The shortage extends to the Central Pollution Control Board (CPCB) as well. On December 8, Minister of state for environment Kirti Vardhan Singh informed the Lok Sabha that 16.28% of scientific and technical posts in the CPCB are vacant, while vacancy levels across state pollution control boards (SPCBs) and pollution control committees are significantly higher. The data was shared in response to a question on staffing levels of field-level personnel such as environmental engineers and scientists.
The implications of this manpower shortfall are playing out on the ground. Pollution control boards are responsible for air quality monitoring, inspections of industries and construction sites, enforcement of emission norms and implementation of the Graded Response Action Plan (GRAP). With limited staff strength, officials say monitoring networks are strained, inspections are fewer and enforcement actions slower at precisely the moment when pollution levels spike.
Delhi’s latest emergency measures underline the challenge. With construction activity halted, vehicle restrictions in place and half the workforce asked to stay home, authorities are relying on temporary curbs to reduce emissions and public exposure. But experts point out that such steps are blunt instruments, effective only when backed by real-time data, swift interpretation and rigorous enforcement — functions that depend heavily on adequate scientific and technical manpower.

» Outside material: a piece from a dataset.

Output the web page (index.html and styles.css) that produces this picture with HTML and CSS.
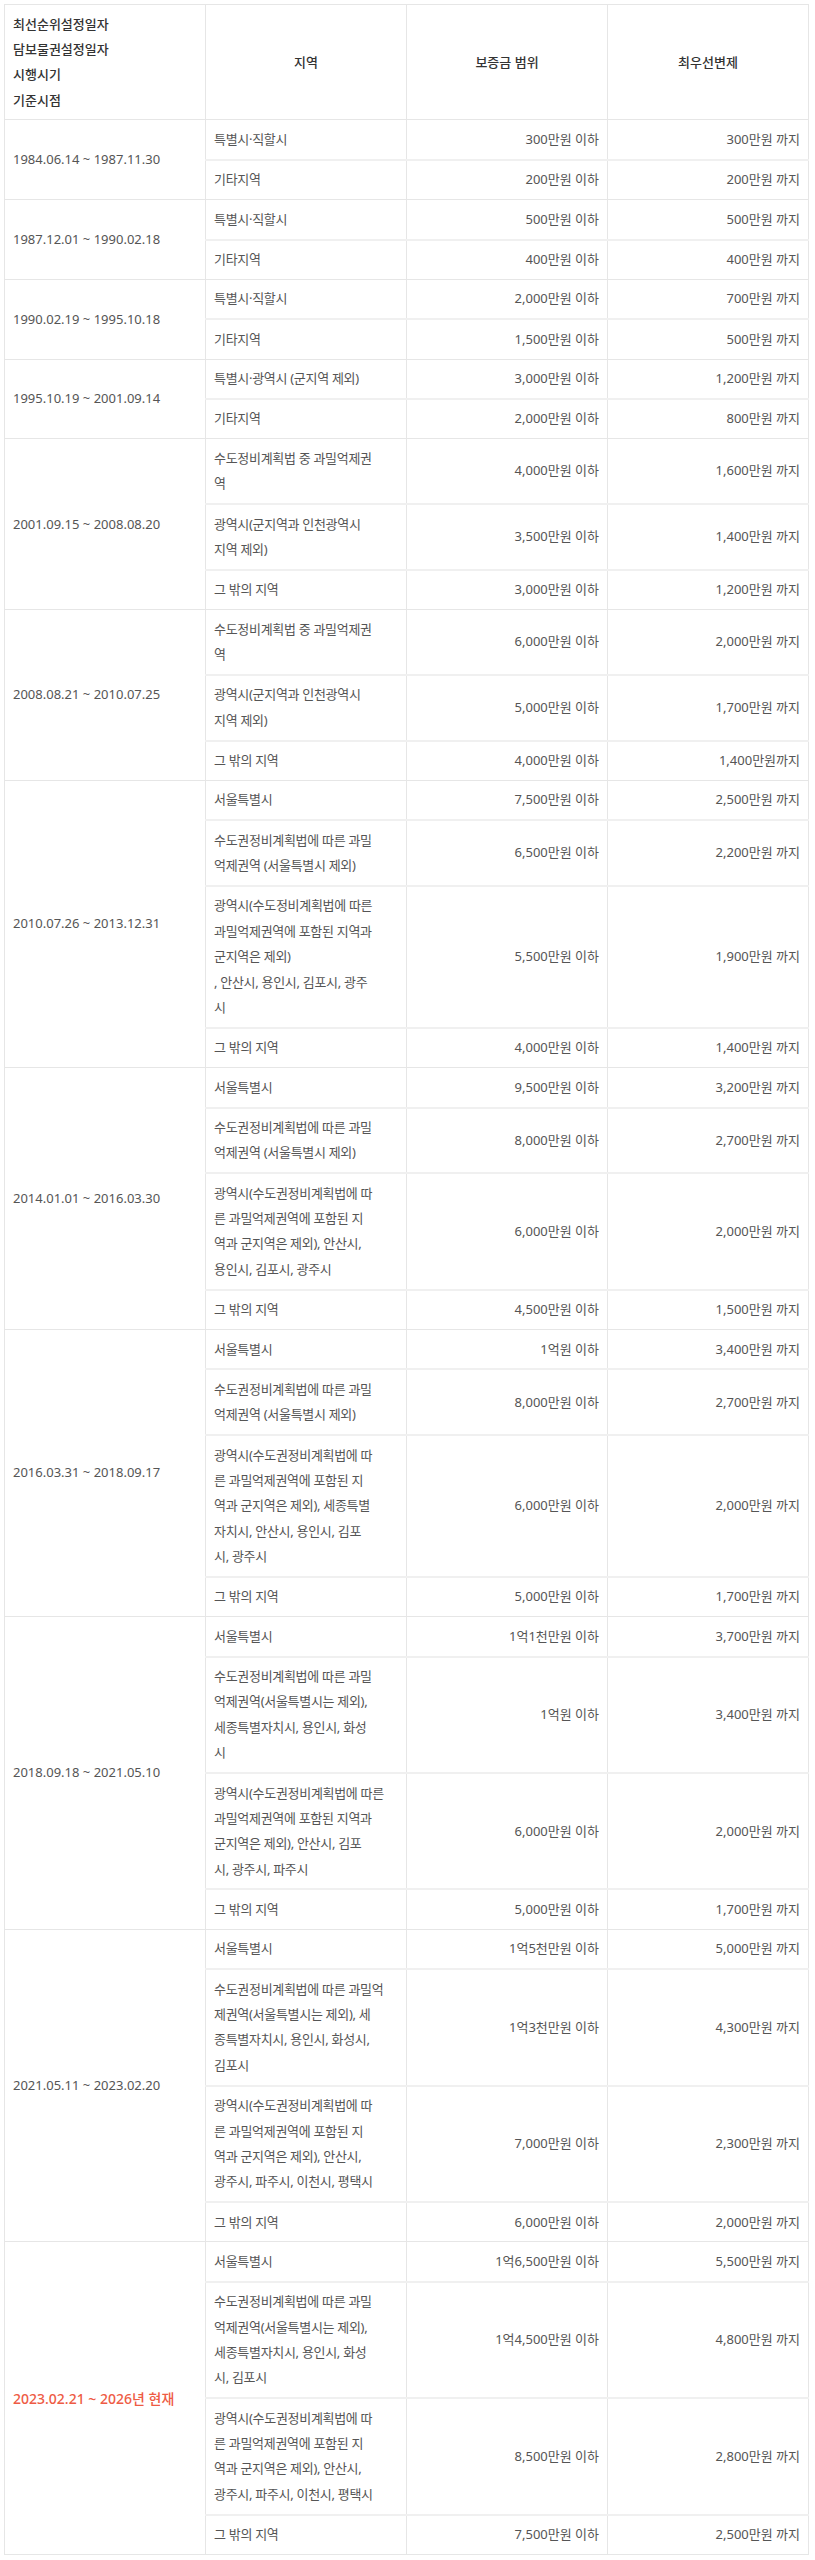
FILE: index.html
```html
<!DOCTYPE html>
<html lang="ko">
<head>
<meta charset="utf-8">
<title>소액임차인 최우선변제금</title>
<link rel="stylesheet" href="styles.css">
</head>
<body>
<table class="rent-table">
  <colgroup>
    <col class="c-date"><col class="c-area"><col class="c-range"><col class="c-pay">
  </colgroup>
  <thead>
    <tr>
      <th class="h-date">최선순위설정일자<br>담보물권설정일자<br>시행시기<br>기준시점</th>
      <th>지역</th>
      <th>보증금 범위</th>
      <th>최우선변제</th>
    </tr>
  </thead>
  <tbody class="grp">
    <tr><td class="date" rowspan="2">1984.06.14 ~ 1987.11.30</td><td class="area">특별시·직할시</td><td class="num">300만원 이하</td><td class="num">300만원 까지</td></tr>
    <tr><td class="area">기타지역</td><td class="num">200만원 이하</td><td class="num">200만원 까지</td></tr>
  </tbody>
  <tbody class="grp">
    <tr><td class="date" rowspan="2">1987.12.01 ~ 1990.02.18</td><td class="area">특별시·직할시</td><td class="num">500만원 이하</td><td class="num">500만원 까지</td></tr>
    <tr><td class="area">기타지역</td><td class="num">400만원 이하</td><td class="num">400만원 까지</td></tr>
  </tbody>
  <tbody class="grp">
    <tr><td class="date" rowspan="2">1990.02.19 ~ 1995.10.18</td><td class="area">특별시·직할시</td><td class="num">2,000만원 이하</td><td class="num">700만원 까지</td></tr>
    <tr><td class="area">기타지역</td><td class="num">1,500만원 이하</td><td class="num">500만원 까지</td></tr>
  </tbody>
  <tbody class="grp">
    <tr><td class="date" rowspan="2">1995.10.19 ~ 2001.09.14</td><td class="area">특별시·광역시 (군지역 제외)</td><td class="num">3,000만원 이하</td><td class="num">1,200만원 까지</td></tr>
    <tr><td class="area">기타지역</td><td class="num">2,000만원 이하</td><td class="num">800만원 까지</td></tr>
  </tbody>
  <tbody class="grp">
    <tr><td class="date" rowspan="3">2001.09.15 ~ 2008.08.20</td><td class="area">수도정비계획법 중 과밀억제권<br>역</td><td class="num">4,000만원 이하</td><td class="num">1,600만원 까지</td></tr>
    <tr><td class="area">광역시(군지역과 인천광역시<br>지역 제외)</td><td class="num">3,500만원 이하</td><td class="num">1,400만원 까지</td></tr>
    <tr><td class="area">그 밖의 지역</td><td class="num">3,000만원 이하</td><td class="num">1,200만원 까지</td></tr>
  </tbody>
  <tbody class="grp">
    <tr><td class="date" rowspan="3">2008.08.21 ~ 2010.07.25</td><td class="area">수도정비계획법 중 과밀억제권<br>역</td><td class="num">6,000만원 이하</td><td class="num">2,000만원 까지</td></tr>
    <tr><td class="area">광역시(군지역과 인천광역시<br>지역 제외)</td><td class="num">5,000만원 이하</td><td class="num">1,700만원 까지</td></tr>
    <tr><td class="area">그 밖의 지역</td><td class="num">4,000만원 이하</td><td class="num">1,400만원까지</td></tr>
  </tbody>
  <tbody class="grp">
    <tr><td class="date" rowspan="4">2010.07.26 ~ 2013.12.31</td><td class="area">서울특별시</td><td class="num">7,500만원 이하</td><td class="num">2,500만원 까지</td></tr>
    <tr><td class="area">수도권정비계획법에 따른 과밀<br>억제권역 (서울특별시 제외)</td><td class="num">6,500만원 이하</td><td class="num">2,200만원 까지</td></tr>
    <tr><td class="area">광역시(수도정비계획법에 따른<br>과밀억제권역에 포함된 지역과<br>군지역은 제외)<br>, 안산시, 용인시, 김포시, 광주<br>시</td><td class="num">5,500만원 이하</td><td class="num">1,900만원 까지</td></tr>
    <tr><td class="area">그 밖의 지역</td><td class="num">4,000만원 이하</td><td class="num">1,400만원 까지</td></tr>
  </tbody>
  <tbody class="grp">
    <tr><td class="date" rowspan="4">2014.01.01 ~ 2016.03.30</td><td class="area">서울특별시</td><td class="num">9,500만원 이하</td><td class="num">3,200만원 까지</td></tr>
    <tr><td class="area">수도권정비계획법에 따른 과밀<br>억제권역 (서울특별시 제외)</td><td class="num">8,000만원 이하</td><td class="num">2,700만원 까지</td></tr>
    <tr><td class="area">광역시(수도권정비계획법에 따<br>른 과밀억제권역에 포함된 지<br>역과 군지역은 제외), 안산시,<br>용인시, 김포시, 광주시</td><td class="num">6,000만원 이하</td><td class="num">2,000만원 까지</td></tr>
    <tr><td class="area">그 밖의 지역</td><td class="num">4,500만원 이하</td><td class="num">1,500만원 까지</td></tr>
  </tbody>
  <tbody class="grp">
    <tr><td class="date" rowspan="4">2016.03.31 ~ 2018.09.17</td><td class="area">서울특별시</td><td class="num">1억원 이하</td><td class="num">3,400만원 까지</td></tr>
    <tr><td class="area">수도권정비계획법에 따른 과밀<br>억제권역 (서울특별시 제외)</td><td class="num">8,000만원 이하</td><td class="num">2,700만원 까지</td></tr>
    <tr><td class="area">광역시(수도권정비계획법에 따<br>른 과밀억제권역에 포함된 지<br>역과 군지역은 제외), 세종특별<br>자치시, 안산시, 용인시, 김포<br>시, 광주시</td><td class="num">6,000만원 이하</td><td class="num">2,000만원 까지</td></tr>
    <tr><td class="area">그 밖의 지역</td><td class="num">5,000만원 이하</td><td class="num">1,700만원 까지</td></tr>
  </tbody>
  <tbody class="grp">
    <tr><td class="date" rowspan="4">2018.09.18 ~ 2021.05.10</td><td class="area">서울특별시</td><td class="num">1억1천만원 이하</td><td class="num">3,700만원 까지</td></tr>
    <tr><td class="area">수도권정비계획법에 따른 과밀<br>억제권역(서울특별시는 제외),<br>세종특별자치시, 용인시, 화성<br>시</td><td class="num">1억원 이하</td><td class="num">3,400만원 까지</td></tr>
    <tr><td class="area">광역시(수도권정비계획법에 따른<br>과밀억제권역에 포함된 지역과<br>군지역은 제외), 안산시, 김포<br>시, 광주시, 파주시</td><td class="num">6,000만원 이하</td><td class="num">2,000만원 까지</td></tr>
    <tr><td class="area">그 밖의 지역</td><td class="num">5,000만원 이하</td><td class="num">1,700만원 까지</td></tr>
  </tbody>
  <tbody class="grp">
    <tr><td class="date" rowspan="4">2021.05.11 ~ 2023.02.20</td><td class="area">서울특별시</td><td class="num">1억5천만원 이하</td><td class="num">5,000만원 까지</td></tr>
    <tr><td class="area">수도권정비계획법에 따른 과밀억<br>제권역(서울특별시는 제외), 세<br>종특별자치시, 용인시, 화성시,<br>김포시</td><td class="num">1억3천만원 이하</td><td class="num">4,300만원 까지</td></tr>
    <tr><td class="area">광역시(수도권정비계획법에 따<br>른 과밀억제권역에 포함된 지<br>역과 군지역은 제외), 안산시,<br>광주시, 파주시, 이천시, 평택시</td><td class="num">7,000만원 이하</td><td class="num">2,300만원 까지</td></tr>
    <tr><td class="area">그 밖의 지역</td><td class="num">6,000만원 이하</td><td class="num">2,000만원 까지</td></tr>
  </tbody>
  <tbody class="grp">
    <tr><td class="date current" rowspan="4">2023.02.21 ~ 2026년 현재</td><td class="area">서울특별시</td><td class="num">1억6,500만원 이하</td><td class="num">5,500만원 까지</td></tr>
    <tr><td class="area">수도권정비계획법에 따른 과밀<br>억제권역(서울특별시는 제외),<br>세종특별자치시, 용인시, 화성<br>시, 김포시</td><td class="num">1억4,500만원 이하</td><td class="num">4,800만원 까지</td></tr>
    <tr><td class="area">광역시(수도권정비계획법에 따<br>른 과밀억제권역에 포함된 지<br>역과 군지역은 제외), 안산시,<br>광주시, 파주시, 이천시, 평택시</td><td class="num">8,500만원 이하</td><td class="num">2,800만원 까지</td></tr>
    <tr><td class="area">그 밖의 지역</td><td class="num">7,500만원 이하</td><td class="num">2,500만원 까지</td></tr>
  </tbody>
</table>
</body>
</html>
```
FILE: styles.css
```css
html, body {
  margin: 0;
  padding: 0;
  background: #ffffff;
}
body {
  padding: 4px 0 0 4px;
  font-family: "Noto Sans", "Noto Sans CJK KR", sans-serif;
  font-size: 13px;
  color: #555555;
}
.rent-table {
  width: 805px;
  border-collapse: collapse;
  table-layout: fixed;
  line-height: 25.36px;
}
.rent-table col {
  width: 25%;
}
.rent-table th,
.rent-table td {
  border: 1px solid #e6e6e6;
  padding: 6.5px 8px 6.5px 8px;
  vertical-align: middle;
  white-space: nowrap;
}
.rent-table th {
  font-weight: 500;
  color: #333333;
  text-align: center;
}
.rent-table th.h-date {
  text-align: left;
}
.rent-table td.area {
  text-align: left;
  letter-spacing: -0.3px;
}
.rent-table td.num {
  text-align: right;
}
.rent-table tbody tr + tr td {
  border-top: 2px solid #f0f0f0;
}
.rent-table td.date {
  text-align: left;
}
.rent-table td.current {
  color: #ee5b44;
  font-size: 14px;
  font-weight: 500;
}
```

Chronic vacancies, they add, also undermine long-term efforts under the National Clean Air Programme, affecting planning, source apportionment studies and coordination with neighbouring states on transboundary pollution. Several SPCBs report vacancy rates exceeding 50%, leaving some of the most polluted regions with the weakest regulatory capacity.
As Delhi’s residents once again adjust daily routines around toxic air, environmental specialists warn that emergency restrictions cannot substitute for institutional strength. Filling long-pending scientific and field-level posts, they argue, is essential if annual smog crises are to be replaced with sustained improvements in air quality — rather than managed season after season with temporary fixes.